El Burro Malbec Natural — Também feito pelos Zuccardi, em outro projeto, a viníciola Santa Julia, traz a pegada de levedura e a leveza de um suquinho gostoso para tomar mais geladinho. Funciona sozinho ou acompanhado de algo bem leve. Vai bem na piscina, no bar, enquanto se cozinha. Não vale com pratos mais pesados e carnes suculentas, ele vai sumir. Malbec pra tempo quente, mais baratex, e simples.
This is not just another lovely Malbec — Esse é um exemplar mais rústico, até assusta no começo, mas logo mostra que tem bastante violeta e alcaçuz pra nos envolver. Tem muita, mas muita textura, dá meio vontade de mastigar. Tem adstringência e acidez no ponto certo e nada de gordura. Adoro, vale demais pra comida.

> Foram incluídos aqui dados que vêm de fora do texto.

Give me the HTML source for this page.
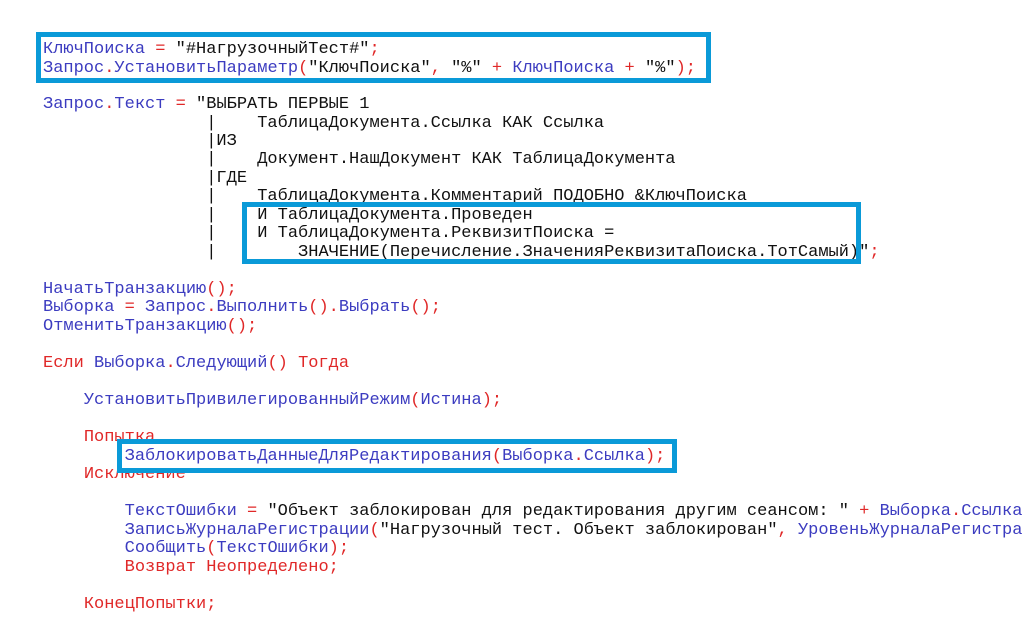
<!DOCTYPE html>
<html><head><meta charset="utf-8"><style>
html,body{margin:0;width:1023px;height:642px;overflow:hidden}
body{background:#fff;position:relative;font-family:"Liberation Mono","DejaVu Sans Mono",monospace;font-size:17px;color:#111}
.l{position:absolute;left:43px;right:0;overflow:hidden;line-height:18px;white-space:pre}
.b{color:#3c3cc0}.r{color:#e02828}
.box{position:absolute;border:5px solid #0a9ad8;box-sizing:border-box}
</style></head><body>
<div class="l" style="top:41px"><span class="b">КлючПоиска</span> <span class="r">=</span> "#НагрузочныйТест#"<span class="r">;</span></div>
<div class="l" style="top:60px"><span class="b">Запрос</span><span class="r">.</span><span class="b">УстановитьПараметр</span><span class="r">(</span>"КлючПоиска"<span class="r">,</span> "%" <span class="r">+</span> <span class="b">КлючПоиска</span> <span class="r">+</span> "%"<span class="r">);</span></div>
<div class="l" style="top:96px"><span class="b">Запрос</span><span class="r">.</span><span class="b">Текст</span> <span class="r">=</span> "ВЫБРАТЬ ПЕРВЫЕ 1</div>
<div class="l" style="top:115px">                |    ТаблицаДокумента.Ссылка КАК Ссылка</div>
<div class="l" style="top:133px">                |ИЗ</div>
<div class="l" style="top:151px">                |    Документ.НашДокумент КАК ТаблицаДокумента</div>
<div class="l" style="top:170px">                |ГДЕ</div>
<div class="l" style="top:188px">                |    ТаблицаДокумента.Комментарий ПОДОБНО &amp;КлючПоиска</div>
<div class="l" style="top:207px">                |    И ТаблицаДокумента.Проведен</div>
<div class="l" style="top:225px">                |    И ТаблицаДокумента.РеквизитПоиска =</div>
<div class="l" style="top:244px">                |        ЗНАЧЕНИЕ(Перечисление.ЗначенияРеквизитаПоиска.ТотСамый)"<span class="r">;</span></div>
<div class="l" style="top:281px"><span class="b">НачатьТранзакцию</span><span class="r">();</span></div>
<div class="l" style="top:299px"><span class="b">Выборка</span> <span class="r">=</span> <span class="b">Запрос</span><span class="r">.</span><span class="b">Выполнить</span><span class="r">().</span><span class="b">Выбрать</span><span class="r">();</span></div>
<div class="l" style="top:318px"><span class="b">ОтменитьТранзакцию</span><span class="r">();</span></div>
<div class="l" style="top:355px"><span class="r">Если</span> <span class="b">Выборка</span><span class="r">.</span><span class="b">Следующий</span><span class="r">()</span> <span class="r">Тогда</span></div>
<div class="l" style="top:392px">    <span class="b">УстановитьПривилегированныйРежим</span><span class="r">(</span><span class="b">Истина</span><span class="r">);</span></div>
<div class="l" style="top:429px">    <span class="r">Попытка</span></div>
<div class="l" style="top:448px">        <span class="b">ЗаблокироватьДанныеДляРедактирования</span><span class="r">(</span><span class="b">Выборка</span><span class="r">.</span><span class="b">Ссылка</span><span class="r">);</span></div>
<div class="l" style="top:466px">    <span class="r">Исключение</span></div>
<div class="l" style="top:503px">        <span class="b">ТекстОшибки</span> <span class="r">=</span> "Объект заблокирован для редактирования другим сеансом: " <span class="r">+</span> <span class="b">Выборка</span><span class="r">.</span><span class="b">Ссылка</span><span class="r">;</span></div>
<div class="l" style="top:522px">        <span class="b">ЗаписьЖурналаРегистрации</span><span class="r">(</span>"Нагрузочный тест. Объект заблокирован"<span class="r">,</span> <span class="b">УровеньЖурналаРегистрации</span><span class="r">.</span><span class="b">Ошибка</span><span class="r">);</span></div>
<div class="l" style="top:540px">        <span class="b">Сообщить</span><span class="r">(</span><span class="b">ТекстОшибки</span><span class="r">);</span></div>
<div class="l" style="top:559px">        <span class="r">Возврат Неопределено;</span></div>
<div class="l" style="top:596px">    <span class="r">КонецПопытки;</span></div>
<div class="box" style="left:36px;top:32px;width:675px;height:51px"></div>
<div class="box" style="left:242px;top:202px;width:619px;height:62px"></div>
<div class="box" style="left:117px;top:439px;width:560px;height:34px"></div>
</body></html>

La Marchigiana Malbec — Faz parte de uma nova linha dos Catena e é vinificado em ânforas de barro e fermentado com leveduras indígenas, em mais um projeto de resgate de ancestralidade do vinho. As uvas são orgânicas e biodinâmicas de Gualtallary. Pode-se esperar limpeza, uma fruta madura bem cristalina e menos corpo que o Malbec padrão (mas uns bons 14,5% de álcool).
Argento Estate Reserve Malbec — Por fim, outra dica do Descorchados. Este é um vinho de ótimo custo benefício, recebeu 92 pontos no guia, é orgânico, e embora seja um varietal (feito apenas com Malbec) é um corte de diferentes regiões, ao reunir uvas de Altamira, Agrelo e Luján de Cuyo. Tem uma pegada mais clássica, na boca traz a ameixa e a amora esperadas, mas no final tem umas especiarias meio misteriosas. Tem passagem por barrica também, então é capaz de você sentir uma coisa meio chocolate, meio baunilha.
Só mais um golinho
Depois de tanto vinho, só um café mesmo e a conta. (Também celebramos o dia mundial do café nesta semana, no domingo 14).
Adorei o This is not..., um malbec metido a tannat.